If you are an actor who is playing the role of Jesus, the gospels offer you nothing. Whatever an actor might portrait in a Jesus movie, it can never be based upon the Bible, but is a reflection of what contemporary society admires and values. For this reason, the Danish theologian and philosopher, Soren Kierkegaard wrote:

If I had only one word to say, and if the power were given me to say that single word, that single phrase in such a fashion that it would remain fixed and unforgettable – my choice is made; I know what I would say: “Our Lord Jesus Christ was nothing, oh, remember this, Christendom.”

When God became man in Jesus, he assumed our nothingness.
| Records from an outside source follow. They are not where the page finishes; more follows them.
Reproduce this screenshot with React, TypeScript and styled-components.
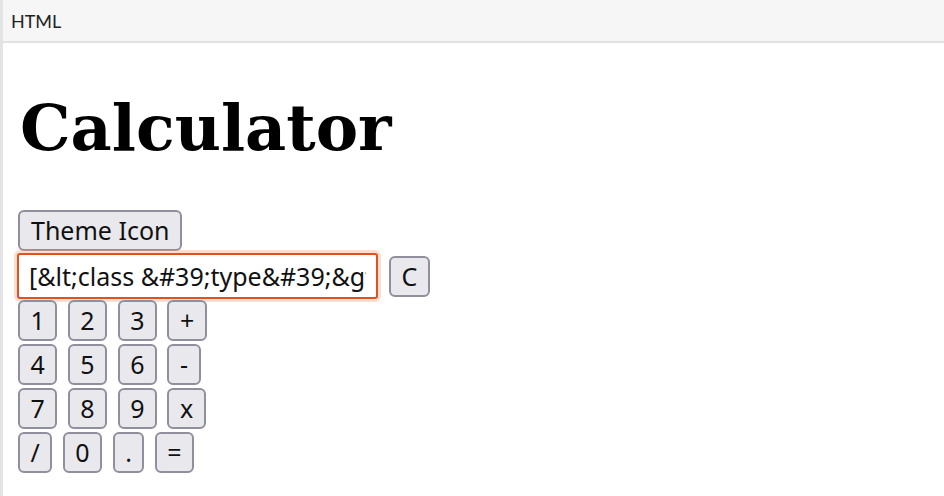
import React from 'react';
import styled, { createGlobalStyle } from 'styled-components';

const GlobalStyle = createGlobalStyle`
  html, body {
    margin: 0;
    padding: 0;
    background: #ffffff;
  }
  body {
    font-family: "Noto Sans", "Open Sans", sans-serif;
    color: #000;
  }
`;

const TopBar = styled.div`
  height: 41px;
  background: #f6f6f6;
  border-bottom: 2px solid #e2e2e2;
  border-left: 3px solid #e4e4e4;
  display: flex;
  align-items: center;
  padding-left: 8px;
  font-family: Lato, "Noto Sans", sans-serif;
  font-size: 18px;
  color: #222;
`;

const Page = styled.div`
  border-left: 3px solid #e4e4e4;
  min-height: 453px;
  padding-left: 15px;
  box-sizing: border-box;
  display: flex;
  flex-direction: column;
  align-items: flex-start;
`;

const Title = styled.h1`
  margin: 47px 0 45px 2px;
  font-family: "DejaVu Serif", serif;
  font-weight: bold;
  font-size: 63.6px;
  line-height: normal;
`;

const KeyButton = styled.button`
  height: 41px;
  padding: 0 10.5px;
  border: 2px solid #8f8f9d;
  border-radius: 6px;
  background: #e9e9ed;
  font-family: "Noto Sans", "Open Sans", sans-serif;
  font-size: 25px;
  color: #111;
  line-height: 1;
  cursor: pointer;
`;

const WideButton = styled(KeyButton)`
  padding: 0 11px;
`;

const InputRow = styled.div`
  display: flex;
  align-items: center;
  gap: 11px;
  margin: 2px 0 1px -1px;
`;

const Display = styled.input`
  width: 361px;
  height: 46px;
  box-sizing: border-box;
  padding: 0 10px;
  border: 2px solid #e0521f;
  border-radius: 3px;
  box-shadow: 0 0 0 3px rgba(244, 160, 120, 0.35);
  font-family: "Noto Sans", "Open Sans", sans-serif;
  font-size: 25px;
  color: #111;
  outline: none;
`;

const Keypad = styled.div`
  display: flex;
  flex-direction: column;
  gap: 3px;
`;

const KeyRow = styled.div`
  display: flex;
  gap: 10.5px;
`;

const rows = [
  ['1', '2', '3', '+'],
  ['4', '5', '6', '-'],
  ['7', '8', '9', 'x'],
  ['/', '0', '.', '='],
];

export default function App() {
  return (
    <>
      <GlobalStyle />
      <TopBar>HTML</TopBar>
      <Page>
        <Title>Calculator</Title>
        <WideButton>Theme Icon</WideButton>
        <InputRow>
          <Display readOnly value={"[&lt;class &#39;type&#39;&gt;]"} />
          <KeyButton>C</KeyButton>
        </InputRow>
        <Keypad>
          {rows.map((row, i) => (
            <KeyRow key={i}>
              {row.map((k) => (
                <KeyButton key={k}>{k}</KeyButton>
              ))}
            </KeyRow>
          ))}
        </Keypad>
      </Page>
    </>
  );
}
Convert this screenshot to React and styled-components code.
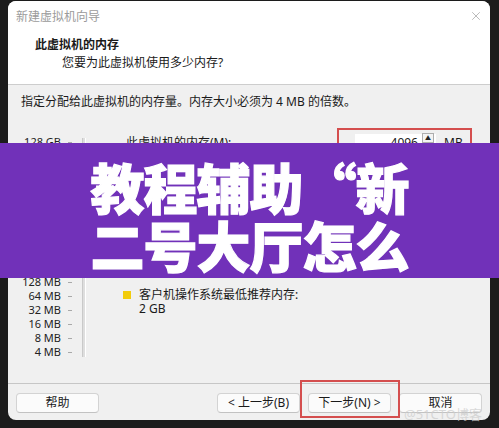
import React from "react";
import styled, { createGlobalStyle } from "styled-components";
import { X } from "lucide-react";

const GlobalStyle = createGlobalStyle`
  html, body {
    margin: 0;
    padding: 0;
    background: #1c1c1c;
  }
  body {
    font-family: "Noto Sans", "Noto Sans CJK SC", sans-serif;
  }
`;

const Page = styled.div`
  position: relative;
  width: 499px;
  height: 428px;
  overflow: hidden;
  background: #1c1c1c;
  padding-top: 1px;
  box-sizing: border-box;
`;

const Window = styled.div`
  margin-left: 8px;
  width: 482px;
  height: 419px;
  border-radius: 8px;
  overflow: hidden;
  background: #f0f0f0;
  display: flex;
  flex-direction: column;
  font-size: 12px;
  color: #1a1a1a;
`;

const TitleBar = styled.div`
  height: 29px;
  flex: none;
  background: #fff;
  display: flex;
  align-items: center;
  justify-content: space-between;
  padding: 0 8px;
  color: #9b9b9b;
  font-size: 12px;
`;

const CloseButton = styled.span`
  display: flex;
  color: #8a8a8a;
  margin-right: -1px;
`;

const Header = styled.div`
  height: 55px;
  flex: none;
  box-sizing: border-box;
  background: #fff;
  border-bottom: 1px solid #cdcdcd;
  padding-top: 6px;
  line-height: 18px;
`;

const HeaderTitle = styled.div`
  font-weight: 700;
  padding-left: 27px;
`;

const HeaderSub = styled.div`
  padding-left: 54px;
`;

const Body = styled.div`
  flex: 1;
  padding: 8px 18px 0 13px;
  line-height: 18px;
`;

const MainRow = styled.div`
  margin-top: 17px;
  display: flex;
`;

const Scale = styled.div`
  display: flex;
  padding-top: 7px;
`;

const ScaleLabels = styled.div`
  width: 40px;
  display: flex;
  flex-direction: column;
  align-items: flex-end;
  font-size: 11px;
  color: #222;
`;

const ScaleLabel = styled.div`
  height: 14px;
  line-height: 14px;
  white-space: nowrap;
`;

const ScaleTicks = styled.div`
  width: 14px;
  display: flex;
  flex-direction: column;
  align-items: center;
  margin-left: 2px;
`;

const Tick = styled.div`
  height: 14px;
  display: flex;
  align-items: center;
  &::before {
    content: "";
    width: 4px;
    height: 1px;
    background: #a9a9a9;
  }
`;

const Track = styled.div`
  width: 2px;
  margin: 3px 0 0 5px;
  height: 219px;
  border-left: 1px solid #c9c9c9;
  border-right: 1px solid #fff;
  background: #dedede;
`;

const Content = styled.div`
  flex: 1;
  padding-left: 40px;
  display: flex;
  flex-direction: column;
`;

const MemoryRow = styled.div`
  height: 30px;
  display: flex;
  align-items: center;
`;

const Highlight = styled.div`
  margin-left: auto;
  width: 135px;
  height: 30px;
  box-sizing: border-box;
  border: 2px solid #d44e4e;
  display: flex;
  align-items: center;
  padding-left: 16px;
`;

const NumberField = styled.div`
  width: 81px;
  height: 19px;
  box-sizing: border-box;
  background: #fff;
  display: flex;
  align-items: center;
  justify-content: flex-end;
  padding-right: 2px;
  gap: 4px;
`;

const Spinner = styled.div`
  display: flex;
  flex-direction: column;
  width: 12px;
`;

const SpinButton = styled.div`
  height: 8px;
  border: 1px solid #adadad;
  background: #f3f3f3;
  display: flex;
  align-items: center;
  justify-content: center;
  font-size: 6px;
  line-height: 6px;
  color: #222;
`;

const Unit = styled.span`
  margin-left: 8px;
`;

const Notes = styled.div`
  margin-top: 130px;
  display: flex;
  flex-direction: column;
  gap: 14px;
  line-height: 14px;
`;

const Note = styled.div`
  display: flex;
  gap: 8px;
  margin-left: -3px;
`;

const Swatch = styled.span`
  flex: none;
  width: 8px;
  height: 8px;
  margin-top: 3px;
  background: ${(p) => p.$color};
`;

const Footer = styled.div`
  flex: none;
  border-top: 1px solid #c6c6c6;
  padding: 9px 8px 7px;
  display: flex;
  align-items: center;
`;

const Button = styled.button`
  width: 83px;
  height: 20px;
  box-sizing: border-box;
  border: 1px solid #d3d3d3;
  border-bottom-color: #c2c2c2;
  border-radius: 4px;
  background: #fbfbfb;
  font: inherit;
  font-size: 12px;
  color: #1a1a1a;
  padding: 0;
  line-height: 18px;
`;

const ButtonGroup = styled.div`
  margin-left: auto;
  display: flex;
  gap: 8px;
`;

const Marked = styled.div`
  position: relative;
  display: flex;
  &::after {
    content: "";
    position: absolute;
    top: -13px;
    left: -8px;
    right: -9px;
    bottom: -5px;
    border: 2px solid #d44e4e;
    pointer-events: none;
  }
`;

const Banner = styled.div`
  position: absolute;
  left: 0;
  top: 143px;
  width: 499px;
  height: 135px;
  box-sizing: border-box;
  background: #7131b9;
  padding-top: 15px;
  color: #fff;
  text-align: center;
  font-family: "Noto Sans CJK SC", sans-serif;
  font-weight: 900;
  font-size: 54px;
  line-height: 58px;
  letter-spacing: -1px;
  -webkit-text-stroke: 1.2px #fff;
`;

const Watermark = styled.div`
  position: absolute;
  left: 404px;
  top: 404px;
  font-size: 13px;
  color: rgba(205, 205, 205, 0.75);
  white-space: nowrap;
`;

const scale = [
  "128 GB", "64 GB", "32 GB", "16 GB", "8 GB", "4 GB", "2 GB", "1 GB",
  "512 MB", "256 MB", "128 MB", "64 MB", "32 MB", "16 MB", "8 MB", "4 MB",
];

const App = () => {
  return (
    <>
      <GlobalStyle />
      <Page>
        <Window>
          <TitleBar>
            <span>新建虚拟机向导</span>
            <CloseButton>
              <X size={14} strokeWidth={1} />
            </CloseButton>
          </TitleBar>
          <Header>
            <HeaderTitle>此虚拟机的内存</HeaderTitle>
            <HeaderSub>您要为此虚拟机使用多少内存?</HeaderSub>
          </Header>
          <Body>
            <div>指定分配给此虚拟机的内存量。内存大小必须为 4 MB 的倍数。</div>
            <MainRow>
              <Scale>
                <ScaleLabels>
                  {scale.map((s) => (
                    <ScaleLabel key={s}>{s}</ScaleLabel>
                  ))}
                </ScaleLabels>
                <ScaleTicks>
                  {scale.map((s) => (
                    <Tick key={s} />
                  ))}
                </ScaleTicks>
                <Track />
              </Scale>
              <Content>
                <MemoryRow>
                  <span>此虚拟机的内存(M):</span>
                  <Highlight>
                    <NumberField>
                      <span>4096</span>
                      <Spinner>
                        <SpinButton>▲</SpinButton>
                        <SpinButton>▼</SpinButton>
                      </Spinner>
                    </NumberField>
                    <Unit>MB</Unit>
                  </Highlight>
                </MemoryRow>
                <Notes>
                  <Note>
                    <Swatch $color="#f2cc0c" />
                    <div>
                      客户机操作系统最低推荐内存:
                      <br />
                      2 GB
                    </div>
                  </Note>
                </Notes>
              </Content>
            </MainRow>
          </Body>
          <Footer>
            <Button>帮助</Button>
            <ButtonGroup>
              <Button>&lt; 上一步(B)</Button>
              <Marked>
                <Button>下一步(N) &gt;</Button>
              </Marked>
              <Button>取消</Button>
            </ButtonGroup>
          </Footer>
        </Window>
        <Banner>
          <div>教程辅助“新</div>
          <div>二号大厅怎么</div>
        </Banner>
        <Watermark>@51CTO博客</Watermark>
      </Page>
    </>
  );
};

export default App;
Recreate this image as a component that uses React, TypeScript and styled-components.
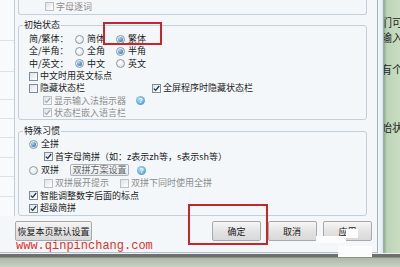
import React from 'react'
import styled, { createGlobalStyle } from 'styled-components'

const GlobalStyle = createGlobalStyle`
  html, body {
    margin: 0;
    padding: 0;
    width: 400px;
    height: 267px;
    overflow: hidden;
  }
  body {
    font-family: "Noto Sans CJK SC", "Liberation Sans", sans-serif;
    font-size: 9px;
    color: #1b1b1b;
  }
`

const Screen = styled.div`
  position: relative;
  width: 400px;
  height: 267px;
  display: flex;
  flex-direction: column;
  overflow: hidden;
`

const TopArea = styled.div`
  display: flex;
  height: 253px;
`

const Dialog = styled.div`
  position: relative;
  width: 378px;
  height: 253px;
  box-sizing: border-box;
  display: flex;
  flex-direction: column;
  background: #f3f7fa;
  border-right: 1px solid #9fb0bd;
  border-bottom: 1px solid #b4c1cb;
`

const Frame = styled.div`
  width: 5px;
  background: linear-gradient(90deg, #f4f8fa, #dfe8ee);
  border-right: 1px solid #9aa9b4;
`

const GreenStrip = styled.div`
  flex: 1;
  overflow: hidden;
  padding-top: 17px;
  background: linear-gradient(90deg, #93ab90 0, #bcd5b5 3px, #c8ddc2 100%);
  font-size: 11px;
  line-height: 11px;
  color: #262626;
`

const StripLine = styled.div<{ $mt: number }>`
  margin-top: ${p => p.$mt}px;
  margin-left: -3px;
  white-space: nowrap;
`

const BottomBand = styled.div`
  flex: 1;
  background: linear-gradient(#e6ecef 0, #e6ecef 1px, #727272 1px, #6a6a6a 4px, #aeb8ab 5px, #c7d2c3 100%);
`

const Body = styled.div`
  display: flex;
  height: 216px;
`

const Sidebar = styled.div`
  width: 15px;
  box-sizing: border-box;
  background: #f8fafc;
  border-right: 1px solid #c5cfd8;
  display: flex;
  flex-direction: column;
`

const SideRow = styled.div<{ $h: number }>`
  height: ${p => p.$h}px;
  border-bottom: 1px solid #dbe2e8;
  flex: none;
`

const Groups = styled.div`
  width: 349px;
  margin-left: 3px;
  display: flex;
  flex-direction: column;
`

const CutGroup = styled.div`
  height: 15px;
  box-sizing: border-box;
  border: 1px solid #c3cfd9;
  border-top: none;
  border-radius: 0 0 3px 3px;
  padding-left: 26px;
`

const Group = styled.fieldset<{ $mt: number; $pt: number }>`
  margin: ${p => p.$mt}px 0 0;
  padding: ${p => p.$pt}px 0 0 10px;
  border: 1px solid #c3cfd9;
  border-radius: 3px;
  min-width: 0;
`

const Legend = styled.legend`
  margin-left: -6px;
  padding: 0 1px;
  line-height: 10px;
  font-size: 9px;
  color: #1b1b1b;
`

const Row = styled.div<{ $h?: number; $indent?: number }>`
  display: flex;
  align-items: center;
  height: ${p => p.$h ?? 12.3}px;
  padding-left: ${p => p.$indent ?? 0}px;
  white-space: nowrap;
  line-height: 10px;
`

const Label = styled.span`
  width: 46px;
  flex: none;
`

const Item = styled.span<{ $w?: number; $disabled?: boolean }>`
  display: inline-flex;
  align-items: center;
  ${p => (p.$w ? `width: ${p.$w}px; flex: none;` : '')}
  color: ${p => (p.$disabled ? '#8c8c8c' : '#1b1b1b')};
`

const Box = styled.span<{ $disabled?: boolean }>`
  width: 9px;
  height: 9px;
  box-sizing: border-box;
  margin-right: 2px;
  border: 1px solid ${p => (p.$disabled ? '#b9c1c8' : '#7f8c98')};
  background: linear-gradient(135deg, #dce3e9, #ffffff);
  display: inline-flex;
  align-items: center;
  justify-content: center;
  flex: none;
`

const RadioDot = styled.span<{ $on?: boolean }>`
  width: 9px;
  height: 9px;
  box-sizing: border-box;
  margin-right: 3px;
  border-radius: 50%;
  border: 1px solid #8c98a3;
  background: radial-gradient(circle at 40% 35%, #ffffff, #d5dde4);
  display: inline-flex;
  align-items: center;
  justify-content: center;
  flex: none;
  &::after {
    content: '';
    display: ${p => (p.$on ? 'block' : 'none')};
    width: 5px;
    height: 5px;
    border-radius: 50%;
    background: radial-gradient(circle at 35% 30%, #a9d6ff, #1d5ba8);
  }
`

const Help = styled.span<{ $ml: number }>`
  margin-left: ${p => p.$ml}px;
  width: 9px;
  height: 9px;
  border-radius: 50%;
  background: radial-gradient(circle at 40% 35%, #b2ddf7, #2f8ad3);
  color: #ffffff;
  font: bold 7px/9px "Liberation Sans", sans-serif;
  text-align: center;
  flex: none;
`

const SchemeButton = styled.span`
  margin-left: 11px;
  width: 59px;
  height: 12px;
  box-sizing: border-box;
  border: 1px solid #a8b3bc;
  border-radius: 2px;
  background: linear-gradient(#f7f9fa, #e6eaed);
  color: #666666;
  display: inline-flex;
  align-items: center;
  justify-content: center;
  flex: none;
`

const Footer = styled.div`
  flex: 1;
  display: flex;
  justify-content: space-between;
  align-items: flex-start;
  padding: 5px 5px 0 15px;
`

const ButtonGroup = styled.div`
  display: flex;
  gap: 6.5px;
`

const Button = styled.span<{ $w: number }>`
  width: ${p => p.$w}px;
  height: 20px;
  box-sizing: border-box;
  border: 1px solid #a9a9a9;
  border-radius: 2px;
  background: linear-gradient(#f6f6f6, #e2e2e2 55%, #d9d9d9);
  display: inline-flex;
  align-items: center;
  justify-content: center;
  color: #1b1b1b;
`

const RedFrame = styled.div<{ $x: number; $y: number; $w: number; $h: number }>`
  position: absolute;
  left: ${p => p.$x}px;
  top: ${p => p.$y}px;
  width: ${p => p.$w}px;
  height: ${p => p.$h}px;
  box-sizing: border-box;
  border: 2px solid #c9252b;
  pointer-events: none;
`

const Watermark = styled.div`
  position: absolute;
  left: 16px;
  top: 239px;
  font: 12px/14px "Liberation Mono", monospace;
  color: #e3312d;
  white-space: nowrap;
`

const Smudge = styled.div<{ $x: number; $y: number; $w: number; $h: number }>`
  position: absolute;
  left: ${p => p.$x}px;
  top: ${p => p.$y}px;
  width: ${p => p.$w}px;
  height: ${p => p.$h}px;
  background: #fbfcfb;
  filter: blur(0.6px);
`

const Check = ({ on, disabled }: { on?: boolean; disabled?: boolean }) => (
  <Box $disabled={disabled}>
    {on && (
      <svg width="7" height="7" viewBox="0 0 7 7">
        <path d="M0.8 3.6 L2.7 5.4 L6.2 1" fill="none" stroke={disabled ? '#a3abb3' : '#1e3550'} strokeWidth="1.3" />
      </svg>
    )}
  </Box>
)

const CheckItem = ({ text, on, disabled, w }: { text: string; on?: boolean; disabled?: boolean; w?: number }) => (
  <Item $w={w} $disabled={disabled}>
    <Check on={on} disabled={disabled} />
    {text}
  </Item>
)

const RadioItem = ({ text, on, w }: { text: string; on?: boolean; w?: number }) => (
  <Item $w={w}>
    <RadioDot $on={on} />
    {text}
  </Item>
)

const radioRows = [
  { label: '简/繁体：', a: '简体', b: '繁体', sel: 1 },
  { label: '全/半角：', a: '全角', b: '半角', sel: 1 },
  { label: '中/英文：', a: '中文', b: '英文', sel: 0 },
]

const sideRows = [40, 30, 27, 18, 18, 19, 18, 19]

export default function App() {
  return (
    <Screen>
      <GlobalStyle />
      <TopArea>
        <Dialog>
          <Body>
            <Sidebar>
              {sideRows.map((h, i) => (
                <SideRow key={i} $h={h} />
              ))}
            </Sidebar>
            <Groups>
              <CutGroup>
                <Row $h={13}>
                  <CheckItem text="字母逐词" disabled />
                </Row>
              </CutGroup>

              <Group $mt={5} $pt={3}>
                <Legend>初始状态</Legend>
                {radioRows.map(r => (
                  <Row key={r.label}>
                    <Label>{r.label}</Label>
                    <RadioItem text={r.a} on={r.sel === 0} w={41} />
                    <RadioItem text={r.b} on={r.sel === 1} />
                  </Row>
                ))}
                <Row>
                  <CheckItem text="中文时用英文标点" />
                </Row>
                <Row>
                  <CheckItem text="隐藏状态栏" w={123} />
                  <CheckItem text="全屏程序时隐藏状态栏" on />
                </Row>
                <Row $indent={14}>
                  <CheckItem text="显示输入法指示器" on disabled />
                  <Help $ml={10}>?</Help>
                </Row>
                <Row $indent={14}>
                  <CheckItem text="状态栏嵌入语言栏" on disabled />
                </Row>
              </Group>

              <Group $mt={6} $pt={2}>
                <Legend>特殊习惯</Legend>
                <Row $h={12.5}>
                  <RadioItem text="全拼" on />
                </Row>
                <Row $h={12.5} $indent={15}>
                  <CheckItem text="首字母简拼（如：z表示zh等，s表示sh等）" on />
                </Row>
                <Row $h={14}>
                  <RadioItem text="双拼" />
                  <SchemeButton>双拼方案设置</SchemeButton>
                  <Help $ml={8}>?</Help>
                </Row>
                <Row $h={12.5} $indent={15}>
                  <CheckItem text="双拼展开提示" disabled w={76} />
                  <CheckItem text="双拼下同时使用全拼" disabled />
                </Row>
                <Row $h={12.5}>
                  <CheckItem text="智能调整数字后面的标点" on />
                </Row>
                <Row $h={12.5}>
                  <CheckItem text="超级简拼" on />
                </Row>
              </Group>
            </Groups>
          </Body>

          <Footer>
            <Button $w={77}>恢复本页默认设置</Button>
            <ButtonGroup>
              <Button $w={49}>确定</Button>
              <Button $w={49}>取消</Button>
              <Button $w={49}>应用</Button>
            </ButtonGroup>
          </Footer>
        </Dialog>
        <Frame />
        <GreenStrip>
          <StripLine $mt={0}>们可</StripLine>
          <StripLine $mt={4}>输入</StripLine>
          <StripLine $mt={21}>有个</StripLine>
          <StripLine $mt={47}>始状</StripLine>
        </GreenStrip>
      </TopArea>
      <BottomBand />

      <Watermark>www.qinpinchang.com</Watermark>
      <RedFrame $x={103} $y={22} $w={59} $h={23} />
      <RedFrame $x={188} $y={204} $w={80} $h={41} />
      <Smudge $x={316} $y={236} $w={30} $h={7} />
      <Smudge $x={338} $y={246} $w={34} $h={11} />
      <Smudge $x={346} $y={229} $w={12} $h={9} />
    </Screen>
  )
}
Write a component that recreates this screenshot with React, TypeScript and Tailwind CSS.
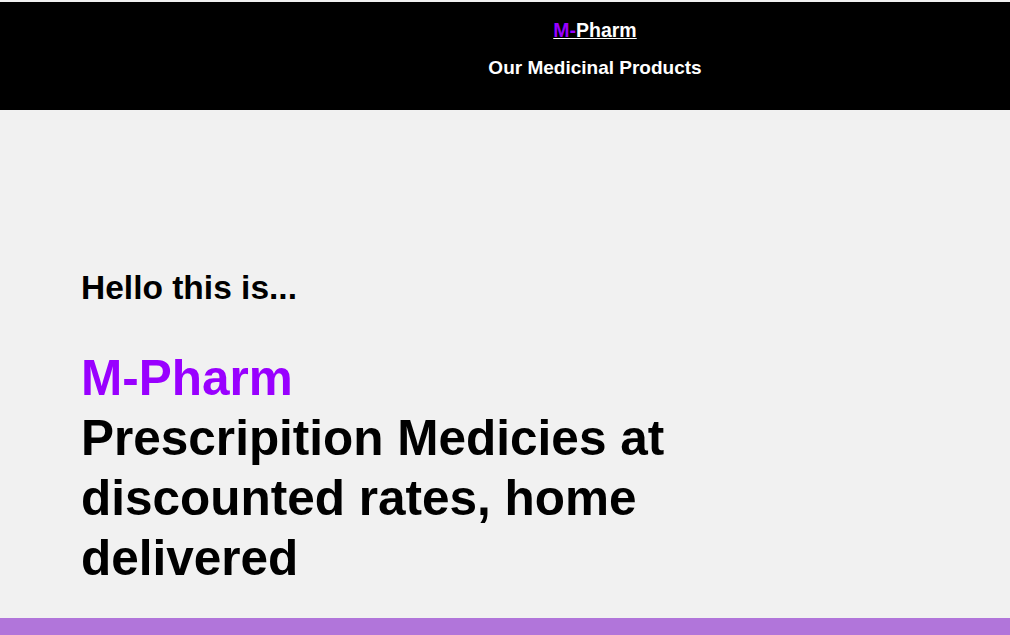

An early Christian hymn, recorded in Paul’s letter to the Philippians says of Jesus:

“He did not count equality with God a thing to be grasped, but made himself nothing, taking the form of a servant, being born in the likeness of men.”

Along the same line, Dietrich Bonhoeffer wrote about God’s incarnation in Jesus:

God is weak and powerless in the world, and that is the way, the only way, in which he can be with us and help us.

The Canaanite woman experienced this nothingness of Jesus. He offered her no kindness or sympathy. He made it clear to her that she had no claims on him or on God. With his role playing, Jesus conveyed to her the message, “Picture yourself as a small dog sitting below the table of a family to which you do not belong. You have no right to be there and you should therefore expect nothing.”

But this imagery of a dog waiting for handouts to which it is not entitled is the role which Jesus assumed on our behalf. An Afro-American woman in a small church on Chicago’s West Side is quoted as saying: “I thank my God that my Savior was a dog like me. He was nothing and I’m nothing and that’s how we got together.”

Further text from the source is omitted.